When 4:30 p.m. came we were feeling good so we drove behind the Inn to the launch ramp. Surprisingly to me there was Dieter with his 17-foot RiverPro jet boat waiting at the bottom of the ramp all rigged and ready to chauffeur us on. And that he did. It was a beautiful sunny spring afternoon with temperatures in the low 70s and just being in the boat with my wife and Dieter enjoying the grandeur of the majestic Delaware river was exhilarating enough for me. I was pleased already.

It was only a few minute run to anchor up under the Lambertville Bridge where Dieter proceeded to put out an ultra-light six rod spread. Within minutes of doing so the rods started to double over.  And for the next two hours that was the norm. We ended with about 25 shad which was more than I expected as I would have been happy with my wife just catching a few.

“I started, as many do on the river with a two rod spread,” Dieter said, explaining how he later expanded to four rods and then to six as he began taking customers out, “I have added a couple of rod holders that will allow me to fish eight rods but honestly, a six rod spread is optimal,” he added.  “The six rod spread allows me to keep the rods clean and get them clear when we have one or more fish on the line. On certain days, I must cut back to four rods because of the amount of fish coming up the river otherwise there are too many tangles,” Dieter explained.

Dieter Scheel first began fishing the Delaware in the 70s, and has been guiding parties for smallmouth and American shad since sometime in the 90s.

By The Hundreds

On three of the rods I like to use a Shad Rap SR-7 with 3 feet of fluorocarbon tied to a Steve’s Leaves shad spoon. The other three rods get a Mini Diver with 3 feet going to the shad spoon. There is a lot of conversation about what color the spoon is either gold or silver, but it usually doesn’t make a difference if it’s in the right location. If there are a lot of fish coming up, or if I want to switch things up a bit, I put a few rods out with zinc shad darts made by Tinman Lures. These super shiny darts can be the difference between a good day and a great one.”

“My best outing ever was 102 fish in under four hours,” Dieter said, explaining how the three guys out with him that day grew tired and wanted him to catch number 100. “By the time I got the rods cleared we were already at 102, so I landed that one,” Dieter said, while remembering back his best full day ever of 182 shad while.  “On this day a mother, father, and their teenage son, got on the boat in a rainstorm. All other boats had gotten off the river hours earlier,” he said, noting how the wind was blowing 25 mph upriver with the rain coming down in buckets. “When the mom boated the 182nd fish of the day, I had already put the other rods away,” Dieter said, adding “She was mad because she wanted me to go for 200.”

The author shows off a Shad Rap SR-7 with 3 feet of fluorocarbon tied to a Steve’s Leaves shad spoon on the left, with a Mini Diver and 3 feet going to a shad spoon on the right.

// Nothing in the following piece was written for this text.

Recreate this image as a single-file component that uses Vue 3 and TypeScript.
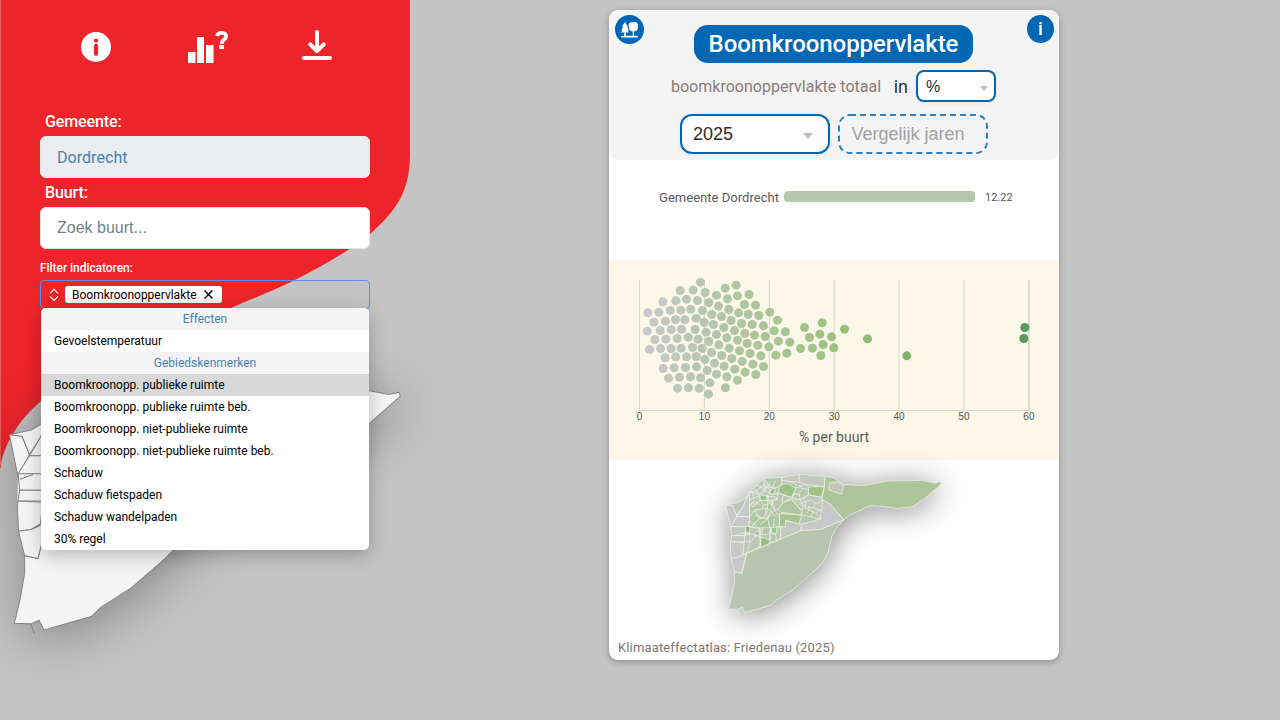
<script setup lang="ts">
type Point = [number, number]

const options = [
  { label: 'Effecten', group: true },
  { label: 'Gevoelstemperatuur' },
  { label: 'Gebiedskenmerken', group: true },
  { label: 'Boomkroonopp. publieke ruimte', active: true },
  { label: 'Boomkroonopp. publieke ruimte beb.' },
  { label: 'Boomkroonopp. niet-publieke ruimte' },
  { label: 'Boomkroonopp. niet-publieke ruimte beb.' },
  { label: 'Schaduw' },
  { label: 'Schaduw fietspaden' },
  { label: 'Schaduw wandelpaden' },
  { label: '30% regel' },
]

const ticks = [0, 10, 20, 30, 40, 50, 60]
const tickX = (t: number) => 30.5 + t * 6.49

// Swarm positions on a grid of one third of a pixel
const dots: Point[] = [
  [53, 143], [51, 198], [58, 253], [71, 171], [74, 223], [86, 141], [90, 196], [91, 250],
  [98, 110], [99, 310], [106, 168], [107, 222], [105, 278], [115, 339], [120, 136], [123, 193],
  [123, 250], [137, 107], [136, 163], [141, 220], [137, 275], [132, 308], [142, 369], [148, 336],
  [150, 76], [152, 135], [154, 192], [153, 249], [164, 164], [169, 102], [174, 216], [169, 275],
  [166, 307], [175, 368], [182, 132], [187, 247], [181, 335], [189, 75], [195, 193], [198, 159],
  [202, 106], [204, 222], [198, 274], [199, 305], [207, 369], [211, 51], [217, 136], [222, 172],
  [216, 250], [211, 338], [225, 82], [228, 201], [236, 229], [224, 283], [231, 316], [239, 353],
  [235, 387], [236, 112], [245, 148], [250, 178], [244, 262], [253, 294], [259, 327], [259, 90],
  [265, 123], [274, 154], [259, 208], [266, 239], [275, 271], [282, 303], [286, 368], [285, 69],
  [292, 101], [296, 133], [281, 187], [290, 218], [297, 249], [305, 280], [290, 335], [303, 166],
  [318, 60], [322, 92], [325, 143], [313, 196], [322, 225], [328, 257], [314, 312], [322, 345],
  [334, 175], [344, 205], [336, 289], [343, 118], [354, 148], [351, 235], [345, 321], [357, 88],
  [366, 178], [360, 265], [368, 297], [377, 328], [376, 120], [386, 151], [373, 210], [383, 240],
  [392, 272], [400, 304], [400, 182], [405, 214], [416, 245], [419, 141], [432, 197], [442, 165],
  [445, 228], [437, 270], [466, 200], [479, 231], [470, 264], [511, 250], [523, 187], [538, 217],
  [547, 249], [569, 207], [576, 173], [579, 238], [572, 271], [604, 215], [611, 248], [643, 192],
  [712, 221], [830, 272], [1184, 187], [1181, 220],
]

const stops: [number, number[]][] = [
  [40, [201, 201, 203]],
  [224, [184, 198, 176]],
  [430, [169, 197, 148]],
  [620, [155, 194, 127]],
  [835, [130, 178, 112]],
  [1185, [94, 153, 92]],
]

function dotColor(x: number): string {
  let i = 0
  while (i < stops.length - 2 && x > stops[i + 1][0]) i++
  const [x0, a] = stops[i]
  const [x1, b] = stops[i + 1]
  const t = Math.max(0, Math.min(1, (x - x0) / (x1 - x0)))
  return `rgb(${a.map((v, k) => Math.round(v + (b[k] - v) * t)).join(',')})`
}

const outline =
  '33,120 68,113 90,100 104,80 148,40 200,37 252,28 330,34 355,38 385,58 440,62 520,48 620,46 660,54 677,50 679,57 630,100 590,126 545,130 500,124 465,122 405,150 386,164 365,190 350,215 340,262 325,290 290,325 235,373 185,405 168,421 90,443 82,427 68,433 41,432 50,395 58,350 58,320 48,280 46,240 47,185'

const regions: { fill: string; points: string }[] = [
  { fill: '#b9c6af', points: '386,164 317,193 258,196 95,265 80,325 58,320 58,350 50,395 41,432 68,433 82,427 90,443 168,421 185,405 235,373 290,325 325,290 340,262 350,215 365,190' },
  { fill: '#aec59c', points: '330,34 355,38 385,58 440,62 520,48 620,46 660,54 677,50 679,57 630,100 590,126 545,130 500,124 465,122 405,150 386,164 346,118 320,103 328,65' },
  { fill: '#bfc8b9', points: '343,55 368,50 386,62 380,88 342,75' },
  { fill: '#c4c8c2', points: '252,28 330,34 328,65 270,58 252,52' },
  { fill: '#c4c8c0', points: '200,37 252,28 252,52 200,47' },
  { fill: '#c8c8c8', points: '322,103 346,118 386,164 317,193 258,196 259,178 316,162' },
  { fill: '#c2c8bd', points: '212,166 259,178 258,196 197,222 197,185 212,185' },
  { fill: '#9dc283', points: '194,60 215,55 243,70 230,98 190,84' },
  { fill: '#9dc283', points: '280,66 327,65 320,97 280,90' },
  { fill: '#a7c591', points: '194,146 260,150 252,177 212,166 212,185 192,185' },
  { fill: '#b1c6a2', points: '205,112 230,104 262,140 255,150 200,142 190,132' },
  { fill: '#c8c8c8', points: '33,120 54,123 66,153 47,190' },
  { fill: '#c0c8ba', points: '33,120 68,113 90,100 104,80 84,125 66,153 54,123' },
  { fill: '#c8c8c8', points: '104,80 104,155 66,155 84,125' },
  { fill: '#c8c8c8', points: '66,155 104,155 102,185 47,185' },
  { fill: '#c4c8c0', points: '47,185 92,185 90,212 50,212' },
  { fill: '#c4c8c0', points: '50,212 90,212 88,230 47,230' },
  { fill: '#c8c8c8', points: '47,230 88,232 84,268 69,277 48,280 46,240' },
  { fill: '#c8c8c8', points: '48,280 69,277 95,265 80,325 58,320' },
  { fill: '#bec7b8', points: '92,185 135,190 135,245 95,265 84,268 88,232' },
  { fill: '#9bc17f', points: '138,216 166,225 165,234 137,248' },
  { fill: '#b8c7ad', points: '166,195 197,185 197,222 165,234' },
  { fill: '#a1c489', points: '170,184 186,184 184,205 169,205' },
  { fill: '#82b16f', points: '92,184 104,185 104,202 93,202' },
  { fill: '#b1c6a2', points: '104,155 120,135 134,160 110,185 102,185' },
  { fill: '#b5c6a8', points: '120,135 150,130 158,160 134,160' },
  { fill: '#aec59c', points: '134,160 158,160 165,188 137,189 110,185' },
  { fill: '#b1c6a2', points: '158,160 180,135 194,160 192,185 165,188' },
  { fill: '#bec7b8', points: '104,80 134,88 136,105 115,125 104,120' },
  { fill: '#b5c6a8', points: '115,125 136,105 158,107 158,130 120,135 104,155 104,120' },
  { fill: '#c0c8ba', points: '104,80 148,40 160,60 150,77 134,88' },
  { fill: '#b6c7aa', points: '148,40 200,37 200,60 180,70 160,60' },
  { fill: '#bec7b8', points: '150,77 163,84 172,88 190,84 185,104 158,107 160,95 134,88' },
  { fill: '#b8c7ad', points: '185,104 190,84 230,98 205,112 190,132 180,135 172,108' },
  { fill: '#b6c7aa', points: '243,70 270,58 280,66 280,90 255,105 230,98' },
  { fill: '#c0c8ba', points: '255,105 280,90 320,97 322,130 302,145 270,128' },
  { fill: '#b1c6a2', points: '230,98 255,105 270,128 302,145 316,162 260,150 262,140' },
  { fill: '#a1c489', points: '158,120 172,108 168,130 158,135' },
  { fill: '#9dc283', points: '134,88 160,95 148,107 136,105' },
  { fill: '#9dc283', points: '166,75 176,69 182,78 172,88 163,84' },
  { fill: '#4f9250', points: '122,202 134,198 127,212 121,213' },
]

const streets = [
  'M104 80L125 78L145 60M116 69L134 88M125 60L150 77M134 66L157 66M145 45L150 60L146 83',
  'M112 84L116 100L104 106M116 100L134 93M112 112L125 120M104 120L119 109L134 119',
  'M145 59L166 75L155 97M158 95L176 94M165 50L160 67L180 70M176 94L190 104M180 48L174 66',
  'M208 46L222 50L245 59L243 70M137 105L145 120L158 119M145 120L142 132M160 107L168 120L180 135',
  'M158 160L135 180M120 150L145 160L158 134M104 170L125 182M165 188L165 225M135 190L137 248',
  'M104 206L120 210L139 216M104 202L104 235M104 235L130 200L138 190M90 212L104 206M88 230L104 230M104 235L95 265',
  'M143 190L140 209L166 207M169 205L182 208L184 225M178 160L175 188M158 160L167 136L182 155',
  'M215 80L204 94L202 110M230 98L240 85L254 92L255 105M250 59L262 70L254 82L254 92M262 70L278 73',
  'M260 98L272 110L270 128M241 105L258 117L270 110M250 116L264 124L260 137M272 110L290 105L300 115L295 128L280 127',
  'M300 115L312 113L318 104M295 128L306 133M282 122L280 137L276 147M295 140L289 154M306 133L318 137',
  'M58 213L80 205L104 206M68 433L71 449',
]
</script>

<template>
  <div class="page">
    <aside class="panel">
      <svg class="backdrop" width="410" height="720" viewBox="0 0 410 720" aria-hidden="true">
        <path
          fill="#ed252a"
          d="M0 0H410V155C410 192 395 212 370 234C352 249 326 264 293 281C270 292 251 299 231 308C130 351 79 374 41 401C20 419 5 441 0 468Z"
        />
        <rect width="1" height="468" fill="#e65c60" />
        <g class="region-map" transform="translate(-10.5 361.9) scale(.605)">
          <polygon :points="outline" fill="#f4f4f4" />
          <g fill="#f4f4f4" stroke="#858585" stroke-width="1.7" stroke-linejoin="round">
            <polygon v-for="(r, i) in regions.slice(0, 19)" :key="i" :points="r.points" />
            <path d="M50 194L72 186M68 433L74 449" fill="none" />
          </g>
        </g>
      </svg>

      <nav class="tools">
        <svg width="30" height="30" viewBox="0 0 30 30">
          <circle cx="15" cy="15" r="15" fill="#fff" />
          <circle cx="15" cy="8.6" r="2.1" fill="#ed252a" />
          <path d="M15 13.8V21.8" stroke="#ed252a" stroke-width="4.2" stroke-linecap="round" />
        </svg>
        <svg class="bars" width="41" height="34" viewBox="0 0 41 34">
          <path d="M0 22H7.5V33H0ZM9 7H16V33H9ZM18 15H25.5V33H18Z" fill="#fff" />
          <path d="M29 6C30 1.6 38.3 1.8 38.1 6.4C37.8 9.8 33.6 9.4 33.6 14" fill="none" stroke="#fff" stroke-width="3.8" />
          <rect x="31.3" y="15" width="4.7" height="4" fill="#fff" />
        </svg>
        <svg class="download" width="30" height="31" viewBox="0 0 30 31">
          <path
            d="M15 2V21M8.2 14.3L15 21L21.8 14.3M2 28H28"
            fill="none"
            stroke="#fff"
            stroke-width="4"
            stroke-linecap="round"
            stroke-linejoin="round"
          />
        </svg>
      </nav>

      <form class="search" @submit.prevent>
        <label class="lbl">Gemeente:</label>
        <div class="field chosen">Dordrecht</div>
        <label class="lbl second">Buurt:</label>
        <div class="field">Zoek buurt...</div>

        <label class="lbl small">Filter indicatoren:</label>
        <div class="filter">
          <svg width="10" height="14" viewBox="0 0 10 14" fill="none" stroke="#fff" stroke-width="1.1">
            <path d="M1 5.4L5 1.4L9 5.4M1 8.4L5 12.4L9 8.4" />
          </svg>
          <span class="tag">
            Boomkroonoppervlakte
            <svg width="9" height="9" viewBox="0 0 9 9" stroke="#000" stroke-width="1.4"><path d="M.6 .6L8.4 8.4M8.4 .6L.6 8.4" /></svg>
          </span>
          <ul class="menu">
            <li v-for="o in options" :key="o.label" :class="{ group: o.group, active: o.active }">{{ o.label }}</li>
          </ul>
        </div>
      </form>
    </aside>

    <main class="card">
      <header class="head">
        <svg class="tree" width="29" height="29" viewBox="0 0 29 29">
          <circle cx="14.5" cy="14.5" r="14.5" fill="#0067b4" />
          <path
            fill="#fff"
            d="M10 7L12.6 11.3L12.3 11.7L13.6 15.2L13 16L14 17.6H10.9V20.7H17.7V16.5C14.8 16 13.4 13.6 13.9 11.4C12.8 8.6 15.4 6.6 17.6 7.3C20.8 6.2 23.8 8.4 22.9 11.2C23.4 14.2 21.8 16.2 19 16.5V20.7L22.6 21.1V22.6H6.2V21.1L9.2 20.7V17.6H5.7L7.3 15.4L6.5 14.9L8 11.5L7.3 11Z"
          />
        </svg>
        <span class="info">i</span>
        <h1>Boomkroonoppervlakte</h1>
        <div class="row unit-row">
          <span class="sub">boomkroonoppervlakte totaal</span>
          <span class="in">in</span>
          <div class="select unit"><span>%</span><i class="caret"></i></div>
        </div>
        <div class="row">
          <div class="select year">2025<i class="caret"></i></div>
          <div class="compare">
            <svg class="dash" width="150" height="40" viewBox="0 0 150 40">
              <rect x="1" y="1" width="148" height="38" rx="11" fill="none" stroke="#2f80c0" stroke-width="2" stroke-dasharray="6 4" />
            </svg>
            <span>Vergelijk jaren</span>
          </div>
        </div>
      </header>

      <section class="average">
        <span class="name">Gemeente Dordrecht</span>
        <span class="bar"></span>
        <span class="value">12.22</span>
      </section>

      <section class="swarm">
        <svg width="450" height="200" viewBox="0 0 450 200">
          <g stroke="#d8d7d2" stroke-width="1.1">
            <path v-for="t in ticks" :key="t" :d="`M${tickX(t)} 20V150.5`" />
            <path d="M30 150.5H420" />
            <path d="M420 20V150.5" />
          </g>
          <g transform="translate(21 5) scale(.33333)">
            <circle v-for="(d, i) in dots" :key="i" :cx="d[0] + 0.5" :cy="d[1] + 0.5" r="13.6" :fill="dotColor(d[0])" />
          </g>
          <g class="ticks">
            <text v-for="t in ticks" :key="t" :x="tickX(t)" y="160">{{ t }}</text>
          </g>
          <text class="axis" x="225" y="182">% per buurt</text>
        </svg>
      </section>

      <section class="map">
        <svg width="450" height="180" viewBox="0 0 450 180">
          <g class="choropleth" transform="translate(106 5) scale(.33333)">
            <polygon :points="outline" fill="#b9c6af" />
            <g stroke="#eef1ec" stroke-width="2.2" stroke-linejoin="round">
              <polygon v-for="(r, i) in regions" :key="i" :points="r.points" :fill="r.fill" />
              <path v-for="s in streets" :key="s" :d="s" fill="none" />
            </g>
          </g>
        </svg>
      </section>

      <footer class="source">Klimaateffectatlas: Friedenau (2025)</footer>
    </main>
  </div>
</template>

<style>
body {
  margin: 0;
  overflow: hidden;
}
</style>

<style scoped>
.page {
  display: flex;
  gap: 199px;
  width: 1280px;
  height: 720px;
  background: #c4c4c4;
  font-family: Roboto, 'Liberation Sans', sans-serif;
  overflow: hidden;
}
.page * {
  box-sizing: border-box;
}
svg {
  display: block;
  flex: none;
}
.panel {
  position: relative;
  width: 410px;
  height: 720px;
  flex: none;
}
.backdrop {
  position: absolute;
  inset: 0;
  overflow: visible;
}
.region-map {
  filter: drop-shadow(6px 10px 44px rgba(0, 0, 0, 0.34));
}
.tools {
  position: relative;
  display: flex;
  align-items: flex-start;
  padding: 32px 0 0 81px;
  height: 112px;
}
.bars {
  margin: -2px 0 0 77px;
}
.download {
  margin: -2px 0 0 73px;
}
.search {
  position: relative;
  width: 330px;
  margin-left: 40px;
}
.lbl {
  display: block;
  height: 24px;
  padding-left: 5px;
  line-height: 20px;
  font-size: 16px;
  font-weight: 500;
  letter-spacing: -0.1px;
  color: #fff;
}
.lbl.second {
  height: 29px;
  line-height: 29px;
}
.lbl.small {
  height: 31px;
  padding: 0;
  line-height: 38px;
  font-size: 12px;
  letter-spacing: -0.05px;
}
.field {
  height: 42px;
  padding-left: 16px;
  border: 1px solid #dee2e6;
  border-radius: 6px;
  background: #fff;
  line-height: 40px;
  font-family: 'Liberation Sans', Arial, sans-serif;
  font-size: 16px;
  color: #6f7f8c;
}
.field.chosen {
  background: #ebedef;
  border-color: #ebedef;
  line-height: 42px;
  font-family: Roboto, sans-serif;
  letter-spacing: 0.05px;
  color: #4682b4;
}
.filter {
  position: relative;
  display: flex;
  align-items: center;
  gap: 6px;
  height: 29px;
  padding-left: 8px;
  border: 1px solid #5c8de8;
  border-radius: 4px;
}
.tag {
  display: flex;
  align-items: center;
  gap: 7px;
  height: 17px;
  padding: 0 9px 0 7px;
  border-radius: 3px;
  background: linear-gradient(#fff 60%, #f1f1f1);
  font-size: 12px;
  color: #000;
}
.menu {
  position: absolute;
  left: 0;
  top: 27px;
  width: 328px;
  margin: 0;
  padding: 0;
  list-style: none;
  overflow: hidden;
  border-radius: 5px;
  background: #fff;
  box-shadow: 0 5px 18px rgba(0, 0, 0, 0.25);
  font-size: 12px;
  color: #000;
}
.menu li {
  height: 22px;
  padding-left: 13px;
  line-height: 22px;
}
.menu .group {
  padding: 0;
  background: #f4f4f4;
  text-align: center;
  color: #4682b4;
}
.menu .active {
  background: #d8d8d8;
}
.card {
  display: flex;
  flex-direction: column;
  width: 450px;
  height: 650px;
  margin-top: 10px;
  border-radius: 9px;
  background: #fff;
  box-shadow: 0 2px 6px rgba(0, 0, 0, 0.28);
  overflow: hidden;
}
.head {
  position: relative;
  display: flex;
  flex-direction: column;
  align-items: center;
  height: 150px;
  padding-top: 15px;
  border-radius: 9px;
  background: #f4f4f4;
}
.tree {
  position: absolute;
  left: 6px;
  top: 5px;
}
.info {
  position: absolute;
  right: 5px;
  top: 5px;
  width: 27px;
  height: 28px;
  border-radius: 50%;
  background: #0067b4;
  text-align: center;
  line-height: 27px;
  font-size: 19px;
  font-weight: 500;
  color: #fff;
}
h1 {
  width: 279px;
  height: 38px;
  margin: 0 1px 7px 0;
  border-radius: 14px;
  background: #0067b4;
  text-align: center;
  line-height: 38px;
  font-size: 24px;
  font-weight: 500;
  letter-spacing: -0.06px;
  color: #fff;
}
.row {
  display: flex;
  align-items: center;
  gap: 8px;
}
.unit-row {
  gap: 0;
  margin: 0 1px 12px 0;
}
.sub {
  font-size: 16px;
  letter-spacing: 0.02px;
  color: #857d78;
}
.in {
  margin: 0 8px 0 12.5px;
  font-size: 18px;
  color: #333;
}
.select {
  display: flex;
  align-items: center;
  justify-content: space-between;
  border: 2px solid #0067b4;
  background: #fff;
  box-shadow: 0 2px 5px rgba(0, 60, 100, 0.06);
  font-family: 'Liberation Sans', Arial, sans-serif;
  color: #2b2b2b;
}
.unit {
  width: 80px;
  height: 32px;
  padding: 0 6px 0 8px;
  border-radius: 8px;
  font-size: 16px;
}
.unit span {
  padding-top: 2px;
}
.year {
  width: 150px;
  height: 40px;
  padding: 0 15px 0 11px;
  border-radius: 12px;
  font-size: 18px;
}
.caret {
  margin-top: 4px;
  border: 4.5px solid transparent;
  border-top: 5px solid #c1c1c1;
  border-bottom: 0;
}
.year .caret {
  margin-top: 3px;
  border-width: 6px 5.5px 0;
}
.compare {
  position: relative;
  width: 150px;
  height: 40px;
  padding-left: 13.5px;
  line-height: 40px;
  font-family: 'Liberation Sans', Arial, sans-serif;
  font-size: 18px;
  color: #a2a2a2;
}
.dash {
  position: absolute;
  inset: 0;
}
.average {
  display: flex;
  align-items: center;
  height: 100px;
  padding: 0 0 27px 50px;
  color: #5a5a5a;
}
.name {
  width: 125px;
  padding-top: 1px;
  font-size: 13px;
  letter-spacing: 0.03px;
  white-space: nowrap;
}
.bar {
  width: 191px;
  height: 11px;
  border-radius: 4px;
  background: #b9c6af;
}
.value {
  margin-left: 10px;
  padding-top: 1px;
  font-size: 11px;
}
.swarm {
  height: 200px;
  background: #fcf8e9;
}
.ticks text {
  font-size: 10px;
  font-family: 'Liberation Sans', Arial, sans-serif;
  text-anchor: middle;
  fill: #555;
}
.axis {
  font-size: 14px;
  text-anchor: middle;
  fill: #5a5a5a;
}
.map {
  height: 180px;
}
.map svg {
  overflow: visible;
}
.choropleth {
  filter: drop-shadow(4px 10px 44px rgba(0, 0, 0, 0.46));
}
.source {
  padding-left: 9px;
  line-height: 15px;
  font-size: 13px;
  letter-spacing: 0.15px;
  color: #7d7670;
}
</style>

As far as the state of the shad run Dieter said he has not seen as much of a drop off in the shad population as some others have. “Five years ago I saw the largest group of shad that I have ever seen migrating down the river. Literally, the fish were side to side on the river above Easton and the school was over a mile long,” Dieter said, explaining how he had never seen a school like that before or since. “I mention this because shad generally take 5 years to mature and I’m hoping for a bumper crop this year,” he added optimistically.

Our trip with Dieter far exceeded our expectations but why should I have expected anything less. Dieter is a consummate professional with extensive knowledge and a passion for what he does. He is also a very pleasant, friendly, and a fun person to be with.

Expect to see him on the river this season with his new jet boat. It will be outfitted with the latest electronics, lithium ion batteries, tons of storage and waterproof hatches. The boat is over 20 feet long and will be able to run in 4 inches of water. It should be a very comfortable fishing platform.

A tackle tray filled with an assortment of high quality spoons and shard darts could lead to arm weariness on light tackle.